Opposition to psychiatric diagnoses

Mental illness denial or mental disorder denial is a form of denialism in which a person or group denies the existence of mental disorders. Both serious analysts and pseudoscientific movements may question the existence of certain disorders.

A minority of professional researchers see disorders such as depression from a sociocultural perspective and argue that solutions should be sought through fixing a dysfunction in the society, not in the sufferer's brain.

==Insight==
In psychiatry, insight is the ability of an individual to understand their mental health, and anosognosia is a condition caused by brain damage where the person becomes cognitively unaware, whether partially or completely, of their impairment.

Certain psychological analysts argue this denialism is a coping mechanism usually fueled by narcissistic injury. According to Elyn Saks, probing patient's denial may lead to better ways to help them overcome their denial and provide insight into other issues. Major reasons for denial are narcissistic injury and denialism. In denialism, a person tries to deny psychologically uncomfortable truth and tries to rationalize it. This urge for denialism is fueled further by narcissistic injury. Narcissism gets injured when a person feels vulnerable (or weak or overwhelmed) for some reason like mental illness.

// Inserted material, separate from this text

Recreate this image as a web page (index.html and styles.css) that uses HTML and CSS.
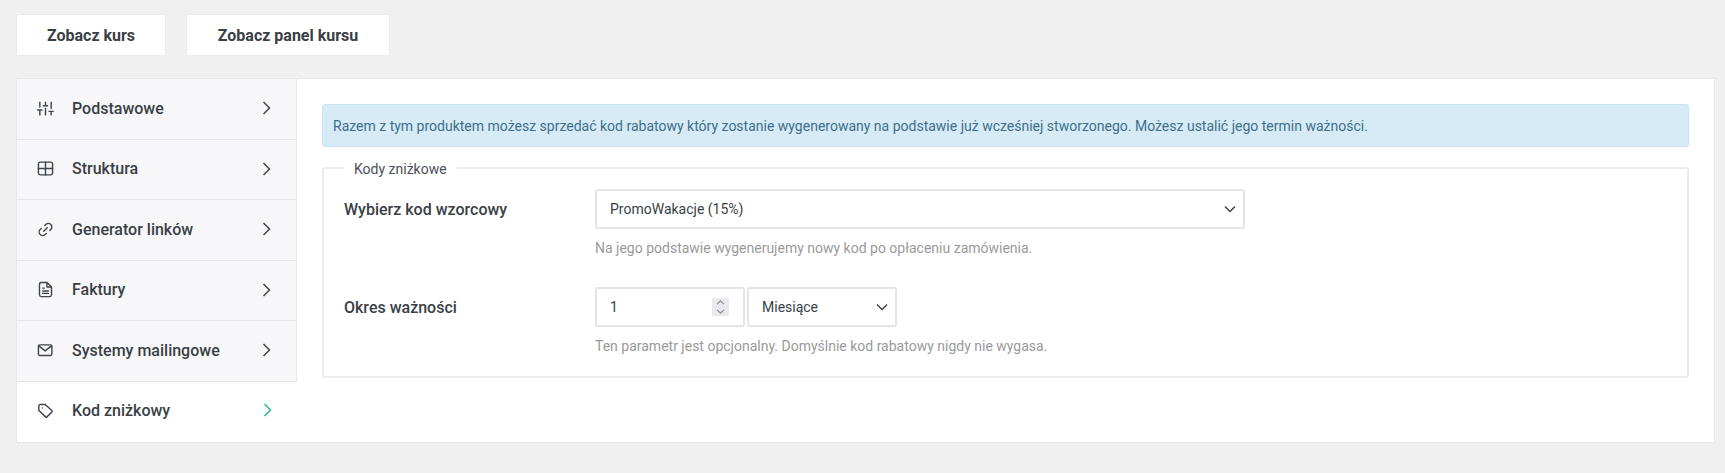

== Scholarly criticism of psychiatric diagnosis ==

A small minority of scholars have criticized mental health diagnoses as arbitrary. According to Thomas Szasz, mental illness is a social construct. He views psychiatry as a social control and mechanism for political oppression. Szasz wrote a book on the subject in 1961, The Myth of Mental Illness.

== Religion ==
Conservative Christians, including charismatics, are more likely to attribute the cause of mental illness to spiritual factors instead of seeking help from psychiatrists. It is often believed that faith is the most effective treatment option. This kind of teaching is associated with the idea that mental illness does not exist, and that Christians are immune to mental illness.